Siak Sri Indrapura Palace or Siak Palace ( or  or ) is an istana (royal palace) of the Sultanate of Siak Sri Indrapura that is located at Siak Regency, Riau, on the island of Sumatra, Indonesia. The palace is now transformed into a museum.

The palace complex has an area of about 32,000 square meters consisting of 4 palaces namely Istana Siak, Istana Lima, Istana Padjang, and Istana Baru. Each of the palace including Siak Palace itself has an area of 1,000 square meters.

History
The Moorish-style palace, which is now a museum located 120 kilometres (75 mi) upstream of the Siak river in Pekanbaru was built by the 11th sultan, Syarif Hasyim Abdul Jalil Syarifuddin of Sultanate of Siak Sri Indrapura in 1889. The architecture of the palace has European influences that blend harmoniously with the Malay and Moorish elements. Before constructing the palace the Sultan traveled Netherlands and Germany, even some of the furniture was brought from Europe. 

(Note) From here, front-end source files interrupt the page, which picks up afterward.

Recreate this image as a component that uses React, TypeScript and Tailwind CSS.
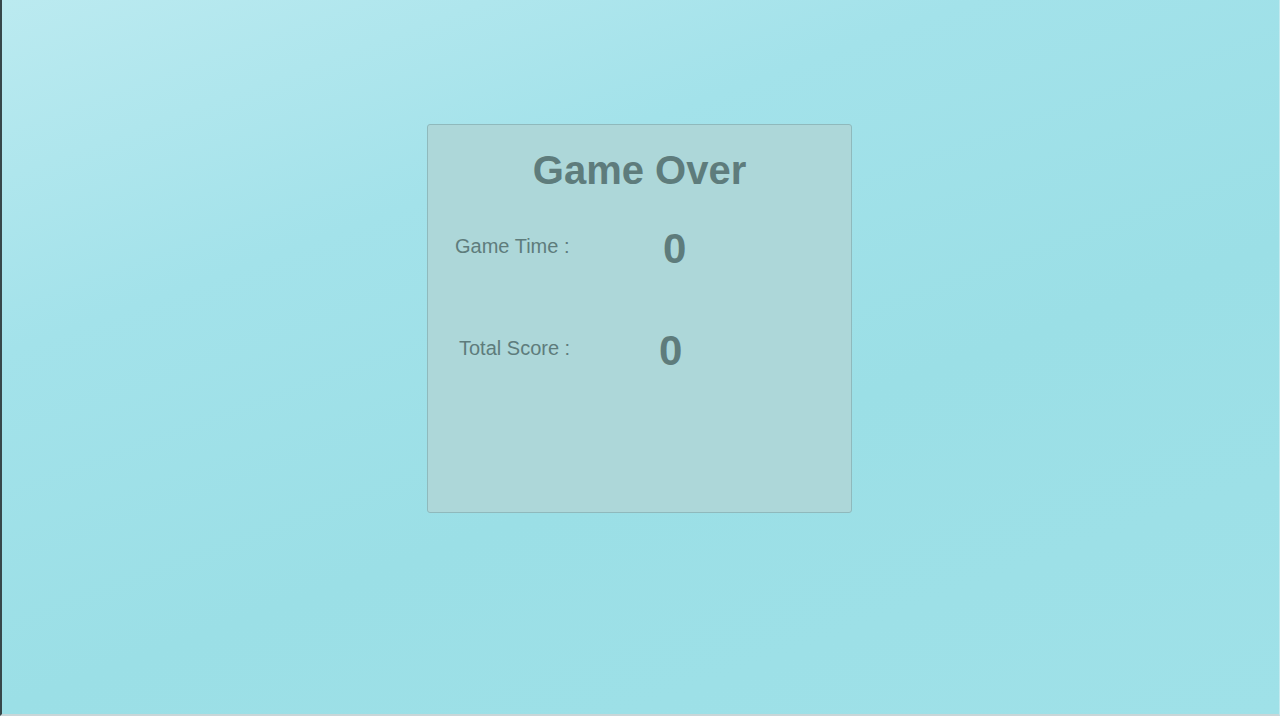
import React from "react";

interface StatRowProps {
  label: string;
  value: number;
  labelBox: string;
  className?: string;
}

// label sits lower than the big number, so rows align to the top
const StatRow: React.FC<StatRowProps> = ({ label, value, labelBox, className }) => (
  <div className={`flex items-start ${className ?? ""}`}>
    <span className={`mt-[8px] shrink-0 text-[20px] leading-none ${labelBox}`}>{label}</span>
    <span className="text-[42px] font-bold leading-none">{value}</span>
  </div>
);

export default function App() {
  const gameTime = 0;
  const totalScore = 0;

  return (
    <div
      className="h-[716px] w-[1280px] overflow-hidden border-l-2 border-r border-b-2 border-l-[#37474a] border-r-[#c3eaef] border-b-[#c9d6d8] bg-[linear-gradient(160deg,#bbeaf0_0%,#a3e2ea_30%,#9bdfe6_60%,#9fe1e8_100%)]"
      style={{ fontFamily: '"Liberation Sans", Arial, sans-serif' }}
    >
      <div className="flex pt-[124px] pl-[425px]">
        <div className="h-[389px] w-[425px] rounded-[3px] border border-[#8fb9bc] bg-[#add7d9] text-[#5e7c7c]">
          <h1 className="pt-[25px] text-center text-[40px] font-bold leading-none">Game Over</h1>
          <StatRow
            label="Game Time :"
            value={gameTime}
            labelBox="w-[235px] pl-[27px]"
            className="mt-[38px]"
          />
          <StatRow
            label="Total Score :"
            value={totalScore}
            labelBox="w-[231px] pl-[31px]"
            className="mt-[60px]"
          />
        </div>
      </div>
    </div>
  );
}
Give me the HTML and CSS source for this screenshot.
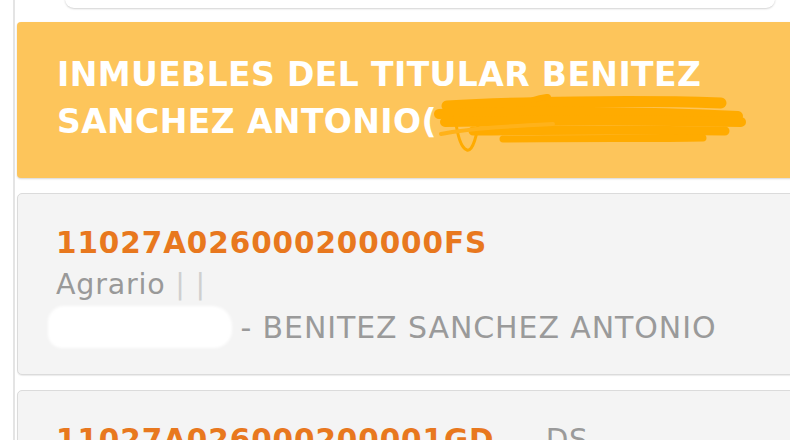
FILE: index.html
```html
<!DOCTYPE html>
<html lang="es">
<head>
<meta charset="utf-8">
<title>Inmuebles del titular</title>
<link rel="stylesheet" href="styles.css">
</head>
<body>
<div class="page">
  <div class="rail">
    <div class="prev-card"></div>

    <div class="owner-header">
      <h1 class="owner-title">INMUEBLES DEL TITULAR BENITEZ<br>SANCHEZ ANTONIO(</h1>
      <svg class="scribble" width="330" height="70" viewBox="0 0 330 70" aria-hidden="true">
        <g fill="none" stroke="#ffab00" stroke-linecap="round" stroke-linejoin="round">
          <path d="M14 12 C80 8 200 6 288 9" stroke-width="11"/>
          <path d="M6 20 C100 16 220 18 305 22" stroke-width="10"/>
          <path d="M12 28 C120 26 230 26 308 28" stroke-width="10"/>
          <path d="M40 37 C130 36 220 36 292 37" stroke-width="9"/>
          <path d="M70 45 C150 44 220 45 270 44" stroke-width="7"/>
          <path d="M100 6 C110 3 118 2 114 4" stroke-width="6"/>
          <path d="M22 22 C24 40 28 54 34 56 C40 58 44 40 46 26" stroke-width="3"/>
          <path d="M8 40 C40 34 80 32 120 30" stroke-width="4" stroke="#ffb21a"/>
        </g>
      </svg>
    </div>

    <div class="parcel-card">
      <div class="ref">11027A026000200000FS</div>
      <div class="use">Agrario <span class="sep">|</span> <span class="sep">|</span></div>
      <div class="holder"><span class="redact"></span> - BENITEZ SANCHEZ ANTONIO</div>
    </div>

    <div class="parcel-card">
      <div class="ref">11027A026000200001GD <span class="code">DS</span></div>
      <div class="use">Agrario <span class="sep">|</span> <span class="sep">|</span></div>
    </div>
  </div>
</div>
</body>
</html>
```

FILE: styles.css
```css
html, body {
  margin: 0;
  padding: 0;
  background: #ffffff;
  overflow: hidden;
}

body {
  width: 790px;
  height: 440px;
  font-family: "DejaVu Sans", Verdana, sans-serif;
}

.page {
  padding-left: 13px;
  width: 800px;
}

.rail {
  border-left: 2px solid #e4e4e4;
  padding-left: 2px;
  min-height: 460px;
  display: flex;
  flex-direction: column;
}

.prev-card {
  height: 40px;
  margin: -32px 38px 0 48px;
  background: #ffffff;
  border-radius: 0 0 9px 9px;
  box-shadow: 0 1px 2px rgba(0, 0, 0, 0.18);
}

.owner-header {
  position: relative;
  margin-top: 14px;
  background: #fdc55b;
  border-radius: 4px;
  box-shadow: 0 1px 2px rgba(0, 0, 0, 0.16);
  padding: 29px 20px 33px 40px;
}

.owner-title {
  margin: 0;
  color: #ffffff;
  font-size: 33px;
  line-height: 47px;
  font-weight: bold;
  letter-spacing: 0.4px;
}

.scribble {
  position: absolute;
  left: 416px;
  top: 72px;
}

.parcel-card {
  margin-top: 15px;
  background: #f4f4f4;
  border: 1px solid #dbdbdb;
  border-radius: 5px;
  box-shadow: 0 1px 1px rgba(0, 0, 0, 0.08);
  padding: 28px 20px 24px 38px;
}

.ref {
  color: #e8781e;
  font-size: 29.5px;
  line-height: 42px;
  font-weight: bold;
  letter-spacing: 0.9px;
}

.code {
  color: #9a9a9a;
  font-weight: normal;
  margin-left: 40px;
  letter-spacing: 0.6px;
}

.use {
  color: #999999;
  font-size: 28.5px;
  line-height: 42px;
  letter-spacing: 0.8px;
}

.sep {
  color: #cfcfcf;
}

.holder {
  color: #9a9a9a;
  font-size: 30px;
  line-height: 44px;
  letter-spacing: 0.9px;
}

.redact {
  display: inline-block;
  vertical-align: -8px;
  width: 180px;
  height: 38px;
  margin-left: -6px;
  background: #ffffff;
  border-radius: 14px 18px 16px 12px;
  box-shadow: 0 0 3px 2px #ffffff;
}
```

There is a myth related with the  foundation. It is said that while the Sultan and his dignitaries were discussing the project, suddenly appeared a white dragon on the surface of the river Siak. The presence of the dragon was interpreted as a sign of blessing of the project and auspicious for the greatness of the kingdom. To immortalize the dragon, the Sultan made it the official emblem of the kingdom. The pillars of the palace were decorated with ornaments in the form of dragons.

The palace contains royal ceremonial objects, such as a gold-plated crown set with diamonds, a golden throne and personal objects of Sultan Syarif Qasyim and his wife, such as the "Komet", a multi-centennial musical instrument which is said to have been made only two copies in the world. Komet still works, and is used to play works by composers such as Beethoven, Mozart and Strauss.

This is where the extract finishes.